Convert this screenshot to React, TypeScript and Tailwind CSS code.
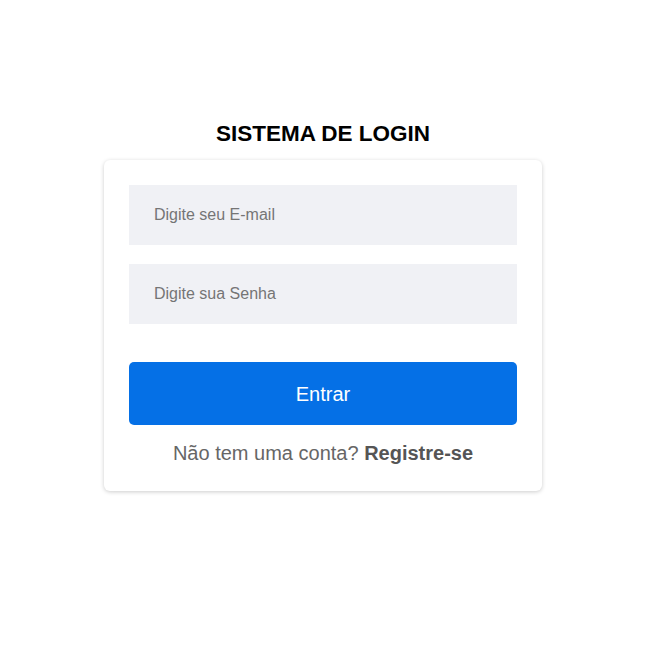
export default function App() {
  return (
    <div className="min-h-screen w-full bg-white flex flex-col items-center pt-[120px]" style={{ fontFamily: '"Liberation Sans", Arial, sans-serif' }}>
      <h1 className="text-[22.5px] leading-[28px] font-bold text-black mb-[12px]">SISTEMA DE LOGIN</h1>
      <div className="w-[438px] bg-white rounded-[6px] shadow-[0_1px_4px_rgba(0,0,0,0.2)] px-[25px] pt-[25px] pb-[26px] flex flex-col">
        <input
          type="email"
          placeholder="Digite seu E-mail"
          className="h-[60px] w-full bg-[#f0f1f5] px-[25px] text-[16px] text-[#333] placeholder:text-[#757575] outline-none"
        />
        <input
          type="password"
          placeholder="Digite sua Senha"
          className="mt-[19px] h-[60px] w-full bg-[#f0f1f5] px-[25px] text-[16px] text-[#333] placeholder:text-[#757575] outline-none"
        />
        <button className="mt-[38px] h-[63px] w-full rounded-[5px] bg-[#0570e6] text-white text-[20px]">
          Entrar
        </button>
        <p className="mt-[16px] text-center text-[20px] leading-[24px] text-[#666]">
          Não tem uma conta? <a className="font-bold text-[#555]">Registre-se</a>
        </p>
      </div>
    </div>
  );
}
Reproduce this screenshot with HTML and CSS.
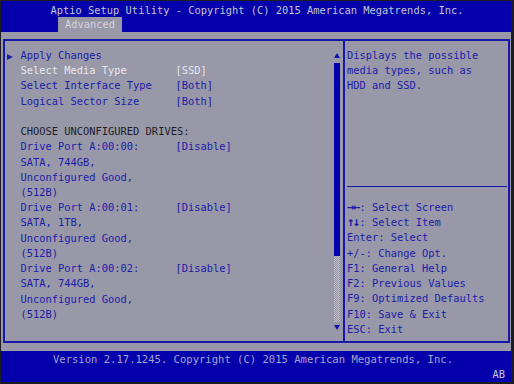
* * * * *
Copy out all the data without changing anything, and drop the pictures.

§ COMPLETE ANSWER
Convert this screenshot to React, TypeScript and Tailwind CSS code.
export default function App() {
  return (
    <div className="min-h-screen w-full bg-white flex flex-col items-center pt-[120px]" style={{ fontFamily: '"Liberation Sans", Arial, sans-serif' }}>
      <h1 className="text-[22.5px] leading-[28px] font-bold text-black mb-[12px]">SISTEMA DE LOGIN</h1>
      <div className="w-[438px] bg-white rounded-[6px] shadow-[0_1px_4px_rgba(0,0,0,0.2)] px-[25px] pt-[25px] pb-[26px] flex flex-col">
        <input
          type="email"
          placeholder="Digite seu E-mail"
          className="h-[60px] w-full bg-[#f0f1f5] px-[25px] text-[16px] text-[#333] placeholder:text-[#757575] outline-none"
        />
        <input
          type="password"
          placeholder="Digite sua Senha"
          className="mt-[19px] h-[60px] w-full bg-[#f0f1f5] px-[25px] text-[16px] text-[#333] placeholder:text-[#757575] outline-none"
        />
        <button className="mt-[38px] h-[63px] w-full rounded-[5px] bg-[#0570e6] text-white text-[20px]">
          Entrar
        </button>
        <p className="mt-[16px] text-center text-[20px] leading-[24px] text-[#666]">
          Não tem uma conta? <a className="font-bold text-[#555]">Registre-se</a>
        </p>
      </div>
    </div>
  );
}
Reproduce this screenshot with HTML and CSS.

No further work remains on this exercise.